For a few weeks now, people who ran out of everything else to talk about talked about whether or not Nicole Richie was pregnant. Some said "who?" while others agreed, "I've never cared about anything less in my life". But now Page Six chimes in, and they say she is:
"Nicole is kind of hoping her pregnancy will keep her out of jail," the friend said. Richie is facing time due to a DWI arrest earlier this year. But friends are concerned and "wondering if she can carry the baby to term because of her weight issues," we're told.
What a charming story. This kid will be thrilled to know he's alive in the world because his mom wanted to stay out of jail after she got high and parked her car on the freeway facing oncoming traffic. You might as well have a kid because your coffee table is wobbly and you needed something to stick under the leg.









Well, I just had to fix the wobble you know, so I made sure I had a hunchbacked kid.
oh and that was first bitches^
You might as well have a kid because your coffee table is wobbly and you needed something to stick under the leg.
To be fair, it would be just as possible to mistake Nicole FOR the coffee table leg…
I didn't think skeletons were fertile.
Something about if you're barely alive yourself, you can't actually grow a life in yer bellah.
Meh…prolly just more of that biology bullshit the liberals are trying to pass off as science.
Either way, here's to keeping the circle of Fetal Alcohol Syndrome unbroken.
http://www.tonyisdead.com
At lest it will have a good excuse as to why its so dumb
That's retarded.
Close friends reported they noticed a change in her when she started "eating for 1".
(Stolen liberally from Craig Ferguson)
What the hell is with the manskunk?
Nicole should just borrow one of Britney's chilluns.
It's not like she keeps close track of them or anything.
Not like Angelina Jolie who counts the Brangelina Bunch every night and gloats, "All for me, all for me!"
The genetic code of mediocrity prevails yet again.
This is exactly what Bob Barker was worried about…
…if this bitch had been spayed…
The shocking part of this story is that someone was actually able to get it up while looking at a naked Nicole Richie.
If she were a little bigger, she could be a dog's chew toy.

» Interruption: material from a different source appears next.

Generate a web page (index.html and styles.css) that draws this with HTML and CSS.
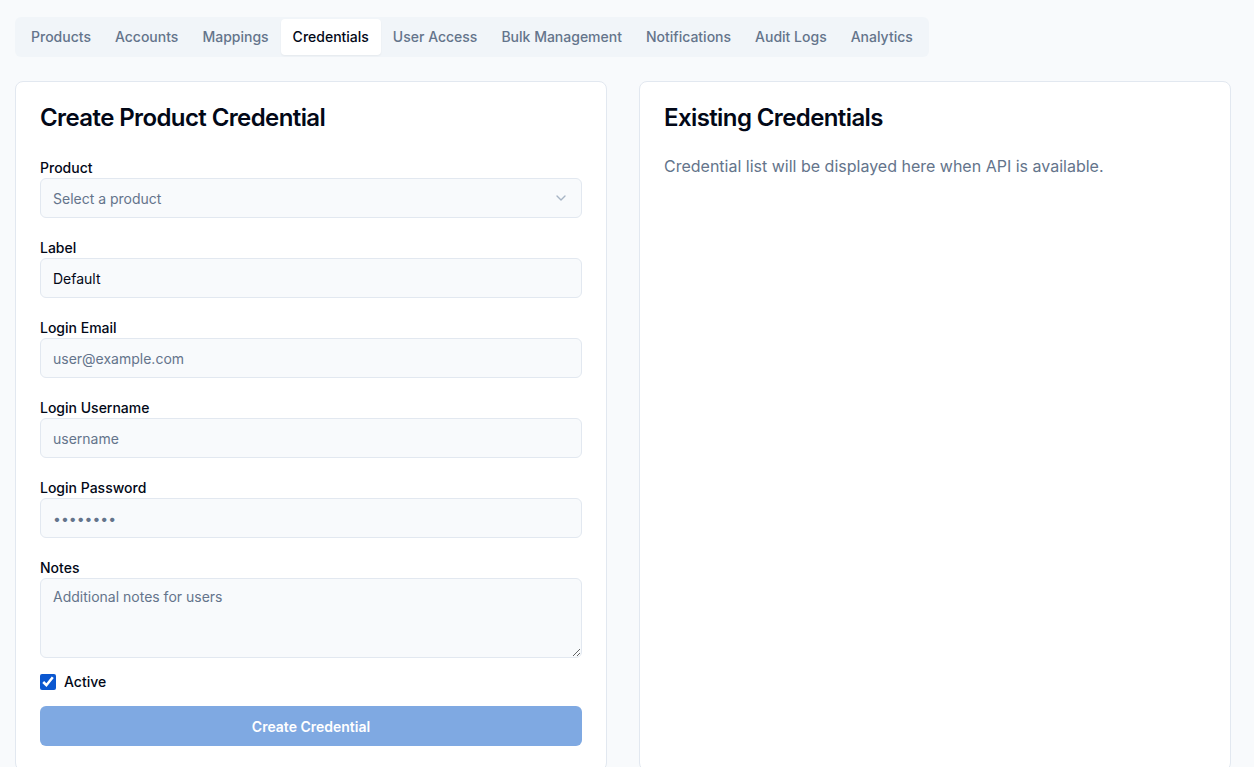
FILE: index.html
```html
<!DOCTYPE html>
<html lang="en">
<head>
<meta charset="utf-8">
<title>Credentials</title>
<link rel="stylesheet" href="styles.css">
</head>
<body>
<div class="page">
  <nav class="tabs">
    <button class="tab">Products</button>
    <button class="tab">Accounts</button>
    <button class="tab">Mappings</button>
    <button class="tab active">Credentials</button>
    <button class="tab">User Access</button>
    <button class="tab">Bulk Management</button>
    <button class="tab">Notifications</button>
    <button class="tab">Audit Logs</button>
    <button class="tab">Analytics</button>
  </nav>

  <div class="grid">
    <section class="card">
      <h2 class="card-title">Create Product Credential</h2>
      <form class="form">
        <div class="field">
          <label class="label">Product</label>
          <div class="select">
            <span class="placeholder">Select a product</span>
            <svg class="chev" width="16" height="16" viewBox="0 0 24 24" fill="none" stroke="currentColor" stroke-width="2" stroke-linecap="round" stroke-linejoin="round"><path d="m6 9 6 6 6-6"/></svg>
          </div>
        </div>
        <div class="field">
          <label class="label">Label</label>
          <input class="input" type="text" value="Default">
        </div>
        <div class="field">
          <label class="label">Login Email</label>
          <input class="input" type="email" placeholder="user@example.com">
        </div>
        <div class="field">
          <label class="label">Login Username</label>
          <input class="input" type="text" placeholder="username">
        </div>
        <div class="field">
          <label class="label">Login Password</label>
          <input class="input" type="password" placeholder="••••••••">
        </div>
        <div class="field">
          <label class="label">Notes</label>
          <textarea class="input textarea" placeholder="Additional notes for users"></textarea>
        </div>
        <label class="check">
          <input type="checkbox" checked>
          <span>Active</span>
        </label>
        <button type="button" class="submit">Create Credential</button>
      </form>
    </section>

    <section class="card">
      <h2 class="card-title">Existing Credentials</h2>
      <p class="muted">Credential list will be displayed here when API is available.</p>
    </section>
  </div>
</div>
</body>
</html>
```

FILE: styles.css
```css
* { box-sizing: border-box; }
html, body { margin: 0; padding: 0; }
body {
  background: #f8fafc;
  font-family: Inter, "Noto Sans", sans-serif;
  color: #020817;
}
.page {
  padding: 17px 23px 0 15px;
}
.tabs {
  display: inline-flex;
  align-items: center;
  background: #f1f5f9;
  border-radius: 6px;
  padding: 2px 4px;
  height: 40px;
  white-space: nowrap;
}
.tab {
  font-family: inherit;
  font-size: 14px;
  font-weight: 500;
  color: #64748b;
  background: transparent;
  border: 0;
  border-radius: 4px;
  padding: 0 12px;
  height: 36px;
  line-height: 20px;
  white-space: nowrap;
  cursor: pointer;
}
.tab.active {
  background: #ffffff;
  color: #020817;
  box-shadow: 0 1px 2px rgba(0,0,0,0.05);
}
.grid {
  display: grid;
  grid-template-columns: 592px 592px;
  gap: 32px;
  margin-top: 24px;
}
.card {
  background: #ffffff;
  border: 1px solid #e2e8f0;
  border-radius: 8px;
  padding: 22px 24px 24px;
}
.card-title {
  margin: 0;
  font-size: 24px;
  font-weight: 600;
  line-height: 28px;
  letter-spacing: -0.6px;
  color: #020817;
}
.form {
  margin-top: 26px;
}
.field {
  margin-bottom: 20px;
}
.label {
  display: block;
  font-size: 14px;
  font-weight: 500;
  line-height: 20px;
  margin-bottom: 0;
  color: #020817;
}
.input, .select {
  display: flex;
  align-items: center;
  width: 100%;
  height: 40px;
  background: #f8fafc;
  border: 1px solid #e2e8f0;
  border-radius: 6px;
  padding: 0 12px;
  font-family: inherit;
  font-size: 14px;
  color: #020817;
  outline: none;
}
.input::placeholder { color: #64748b; }
.select { justify-content: space-between; }
.placeholder { color: #64748b; }
.chev { color: #94a3b8; opacity: 0.8; }
.textarea {
  height: 80px;
  padding: 8px 12px;
  resize: vertical;
  line-height: 20px;
  display: block;
}
.check {
  display: flex;
  align-items: center;
  gap: 8px;
  font-size: 14px;
  font-weight: 500;
  line-height: 20px;
  margin-top: -6px;
}
.check input {
  width: 16px;
  height: 16px;
  margin: 0;
  accent-color: #0b57d0;
}
.submit {
  margin-top: 14px;
  width: 100%;
  height: 40px;
  border: 0;
  border-radius: 6px;
  background: #7fa9e2;
  color: #ffffff;
  font-family: inherit;
  font-size: 14px;
  font-weight: 600;
}
.muted {
  margin: 22px 0 0;
  font-size: 16px;
  line-height: 24px;
  color: #64748b;
}
```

Naked Nicole Ritchie!? Yah, now I lost my appetite. Thanks, man…
The kid will be half skunk, half chupicabra. It's ugliness will only be surpassed by Suri Cruise.
can you imagine being involved romantically with such drama-magnetic celebrity trash? I dont care if she was fully-waxed, stood to inherit the Hearst empire, majoring in Kegel-therapy, and had flawless legs and natural breasts, and won a Pulitzer… I would RUN not walk in the opposite direction.
She'll only be pregnant long enough to stay out of jail. Afterwards, she'll either have an abortion or "fall" on a coat hanger. With long odds that she tries to vomit up the baby. It is in her tummy after all.
She got knocked up by Stinkor from He-Man. The baby can be Stinkacabra. FUCK!